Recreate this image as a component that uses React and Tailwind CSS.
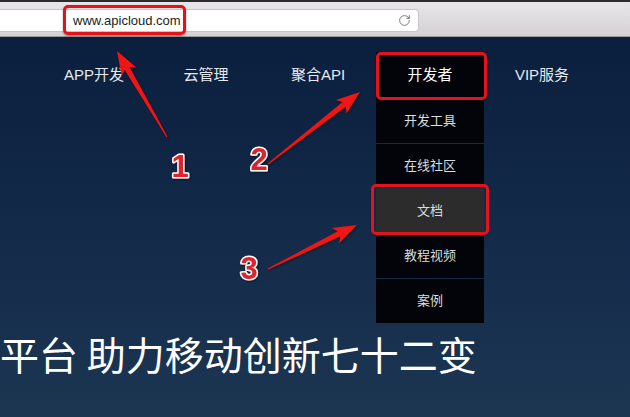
import { RotateCw } from 'lucide-react'

const navItems = ['APP开发', '云管理', '聚合API', '开发者', 'VIP服务']
const devMenu = ['开发工具', '在线社区', '文档', '教程视频', '案例']

const arrows = [
  { tail: [167, 137], tip: [117, 51] },
  { tail: [268, 164], tip: [360, 92] },
  { tail: [268, 269], tip: [357, 225] },
]

const labels = [
  { n: '1', x: 180, y: 177 },
  { n: '2', x: 259, y: 170 },
  { n: '3', x: 249, y: 279 },
]

function arrowPoints([tx, ty], [px, py]) {
  const len = Math.hypot(px - tx, py - ty)
  const dx = (px - tx) / len
  const dy = (py - ty) / len
  const nx = -dy
  const ny = dx
  const bx = px - dx * 20
  const by = py - dy * 20
  const wx = px - dx * 24
  const wy = py - dy * 24
  const pts = [
    [tx + nx * 0.6, ty + ny * 0.6],
    [bx + nx * 2.8, by + ny * 2.8],
    [wx + nx * 8.5, wy + ny * 8.5],
    [px, py],
    [wx - nx * 8.5, wy - ny * 8.5],
    [bx - nx * 2.8, by - ny * 2.8],
    [tx - nx * 0.6, ty - ny * 0.6],
  ]
  return pts.map((p) => p.join(',')).join(' ')
}

function Toolbar() {
  return (
    <div className="h-[37px] border-t-2 border-[#2c2c2c] border-b border-b-[#9a9a9a] bg-gradient-to-b from-[#e8e6e8] to-[#d3d1d3] pt-[7px]">
      <div className="flex h-[23px] w-[419px] items-center justify-between rounded-r-[4px] border border-l-0 border-[#c6c6c6] bg-white pl-[73px] pr-[7px]">
        <span className="text-[13px] text-[#222] [font-family:'Liberation_Sans',sans-serif]">
          www.apicloud.com
        </span>
        <RotateCw size={13} strokeWidth={1.6} className="text-[#6a6a6a]" />
      </div>
    </div>
  )
}

function Nav() {
  return (
    <div className="flex pl-[38px] pt-[15px]">
      {navItems.map((item) =>
        item === '开发者' ? (
          <div key={item} className="relative flex w-[112px] justify-center">
            <div className="flex h-[46px] w-[108px] items-center justify-center bg-[#02040a] text-[15px] text-white">
              {item}
            </div>
            <div className="absolute left-[2px] top-[46px] w-[108px] bg-[#02040a] text-[13px] text-[#dcdcdc]">
              {devMenu.map((m, i) => (
                <div
                  key={m}
                  className={`flex h-[45px] items-center justify-center ${
                    i > 0 ? 'border-t border-[#1b2a42]' : ''
                  } ${m === '文档' ? 'bg-[#2c2c2c]' : ''}`}
                >
                  {m}
                </div>
              ))}
            </div>
          </div>
        ) : (
          <div
            key={item}
            className="flex h-[46px] w-[112px] items-center justify-center text-[15px] text-[#e6eaf0]"
          >
            {item}
          </div>
        )
      )}
    </div>
  )
}

function Annotations() {
  return (
    <div className="pointer-events-none absolute inset-0">
      {/* red boxes */}
      <div className="absolute left-[63px] top-[5px] h-[30px] w-[123px] rounded-[5px] border-[3px] border-[#e5121a] shadow-[0_1px_2px_rgba(0,0,0,0.4)]" />
      <div className="absolute left-[376px] top-[52px] h-[48px] w-[111px] rounded-[5px] border-[3px] border-[#e5121a] shadow-[0_1px_2px_rgba(0,0,0,0.4)]" />
      <div className="absolute left-[371px] top-[184px] h-[51px] w-[118px] rounded-[5px] border-[3px] border-[#e5121a] shadow-[0_1px_2px_rgba(0,0,0,0.4)]" />

      <svg width="630" height="417" className="absolute left-0 top-0">
        <defs>
          <filter id="sh" x="-20%" y="-20%" width="140%" height="140%">
            <feDropShadow dx="1" dy="1" stdDeviation="0.8" floodColor="#000" floodOpacity="0.5" />
          </filter>
        </defs>
        {arrows.map((a, i) => (
          <polygon key={i} points={arrowPoints(a.tail, a.tip)} fill="#f01414" filter="url(#sh)" />
        ))}
        {labels.map((l) => (
          <text
            key={l.n}
            x={l.x}
            y={l.y}
            textAnchor="middle"
            fontSize="31"
            fontWeight="900"
            fontFamily="'Liberation Sans', sans-serif"
            fill="#e0202a"
            stroke="#fff"
            strokeWidth="3"
            paintOrder="stroke"
            strokeLinejoin="round"
            filter="url(#sh)"
          >
            {l.n}
          </text>
        ))}
      </svg>
    </div>
  )
}

export default function App() {
  return (
    <div className="relative flex h-[417px] w-[630px] flex-col overflow-hidden [font-family:'Liberation_Sans','Noto_Sans_CJK_SC',sans-serif]">
      <Toolbar />
      <div className="flex-1 bg-gradient-to-b from-[#0b1e3d] via-[#132a49] to-[#1c3652]">
        <Nav />
        <h1 className="mt-[236px] whitespace-nowrap text-[39px] leading-[39px] text-white [font-family:'Noto_Sans_CJK_SC',sans-serif]">
          平台 助力移动创新七十二变
        </h1>
      </div>
      <Annotations />
    </div>
  )
}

══════════════════════════════

EXERCISE BRIEF — Keep the pictures out of the copy and return the rest of the data above exactly.

EXERCISE ANSWER —
Recreate this image as a component that uses React and Tailwind CSS.
import { RotateCw } from 'lucide-react'

const navItems = ['APP开发', '云管理', '聚合API', '开发者', 'VIP服务']
const devMenu = ['开发工具', '在线社区', '文档', '教程视频', '案例']

const arrows = [
  { tail: [167, 137], tip: [117, 51] },
  { tail: [268, 164], tip: [360, 92] },
  { tail: [268, 269], tip: [357, 225] },
]

const labels = [
  { n: '1', x: 180, y: 177 },
  { n: '2', x: 259, y: 170 },
  { n: '3', x: 249, y: 279 },
]

function arrowPoints([tx, ty], [px, py]) {
  const len = Math.hypot(px - tx, py - ty)
  const dx = (px - tx) / len
  const dy = (py - ty) / len
  const nx = -dy
  const ny = dx
  const bx = px - dx * 20
  const by = py - dy * 20
  const wx = px - dx * 24
  const wy = py - dy * 24
  const pts = [
    [tx + nx * 0.6, ty + ny * 0.6],
    [bx + nx * 2.8, by + ny * 2.8],
    [wx + nx * 8.5, wy + ny * 8.5],
    [px, py],
    [wx - nx * 8.5, wy - ny * 8.5],
    [bx - nx * 2.8, by - ny * 2.8],
    [tx - nx * 0.6, ty - ny * 0.6],
  ]
  return pts.map((p) => p.join(',')).join(' ')
}

function Toolbar() {
  return (
    <div className="h-[37px] border-t-2 border-[#2c2c2c] border-b border-b-[#9a9a9a] bg-gradient-to-b from-[#e8e6e8] to-[#d3d1d3] pt-[7px]">
      <div className="flex h-[23px] w-[419px] items-center justify-between rounded-r-[4px] border border-l-0 border-[#c6c6c6] bg-white pl-[73px] pr-[7px]">
        <span className="text-[13px] text-[#222] [font-family:'Liberation_Sans',sans-serif]">
          www.apicloud.com
        </span>
        <RotateCw size={13} strokeWidth={1.6} className="text-[#6a6a6a]" />
      </div>
    </div>
  )
}

function Nav() {
  return (
    <div className="flex pl-[38px] pt-[15px]">
      {navItems.map((item) =>
        item === '开发者' ? (
          <div key={item} className="relative flex w-[112px] justify-center">
            <div className="flex h-[46px] w-[108px] items-center justify-center bg-[#02040a] text-[15px] text-white">
              {item}
            </div>
            <div className="absolute left-[2px] top-[46px] w-[108px] bg-[#02040a] text-[13px] text-[#dcdcdc]">
              {devMenu.map((m, i) => (
                <div
                  key={m}
                  className={`flex h-[45px] items-center justify-center ${
                    i > 0 ? 'border-t border-[#1b2a42]' : ''
                  } ${m === '文档' ? 'bg-[#2c2c2c]' : ''}`}
                >
                  {m}
                </div>
              ))}
            </div>
          </div>
        ) : (
          <div
            key={item}
            className="flex h-[46px] w-[112px] items-center justify-center text-[15px] text-[#e6eaf0]"
          >
            {item}
          </div>
        )
      )}
    </div>
  )
}

function Annotations() {
  return (
    <div className="pointer-events-none absolute inset-0">
      {/* red boxes */}
      <div className="absolute left-[63px] top-[5px] h-[30px] w-[123px] rounded-[5px] border-[3px] border-[#e5121a] shadow-[0_1px_2px_rgba(0,0,0,0.4)]" />
      <div className="absolute left-[376px] top-[52px] h-[48px] w-[111px] rounded-[5px] border-[3px] border-[#e5121a] shadow-[0_1px_2px_rgba(0,0,0,0.4)]" />
      <div className="absolute left-[371px] top-[184px] h-[51px] w-[118px] rounded-[5px] border-[3px] border-[#e5121a] shadow-[0_1px_2px_rgba(0,0,0,0.4)]" />

      <svg width="630" height="417" className="absolute left-0 top-0">
        <defs>
          <filter id="sh" x="-20%" y="-20%" width="140%" height="140%">
            <feDropShadow dx="1" dy="1" stdDeviation="0.8" floodColor="#000" floodOpacity="0.5" />
          </filter>
        </defs>
        {arrows.map((a, i) => (
          <polygon key={i} points={arrowPoints(a.tail, a.tip)} fill="#f01414" filter="url(#sh)" />
        ))}
        {labels.map((l) => (
          <text
            key={l.n}
            x={l.x}
            y={l.y}
            textAnchor="middle"
            fontSize="31"
            fontWeight="900"
            fontFamily="'Liberation Sans', sans-serif"
            fill="#e0202a"
            stroke="#fff"
            strokeWidth="3"
            paintOrder="stroke"
            strokeLinejoin="round"
            filter="url(#sh)"
          >
            {l.n}
          </text>
        ))}
      </svg>
    </div>
  )
}

export default function App() {
  return (
    <div className="relative flex h-[417px] w-[630px] flex-col overflow-hidden [font-family:'Liberation_Sans','Noto_Sans_CJK_SC',sans-serif]">
      <Toolbar />
      <div className="flex-1 bg-gradient-to-b from-[#0b1e3d] via-[#132a49] to-[#1c3652]">
        <Nav />
        <h1 className="mt-[236px] whitespace-nowrap text-[39px] leading-[39px] text-white [font-family:'Noto_Sans_CJK_SC',sans-serif]">
          平台 助力移动创新七十二变
        </h1>
      </div>
      <Annotations />
    </div>
  )
}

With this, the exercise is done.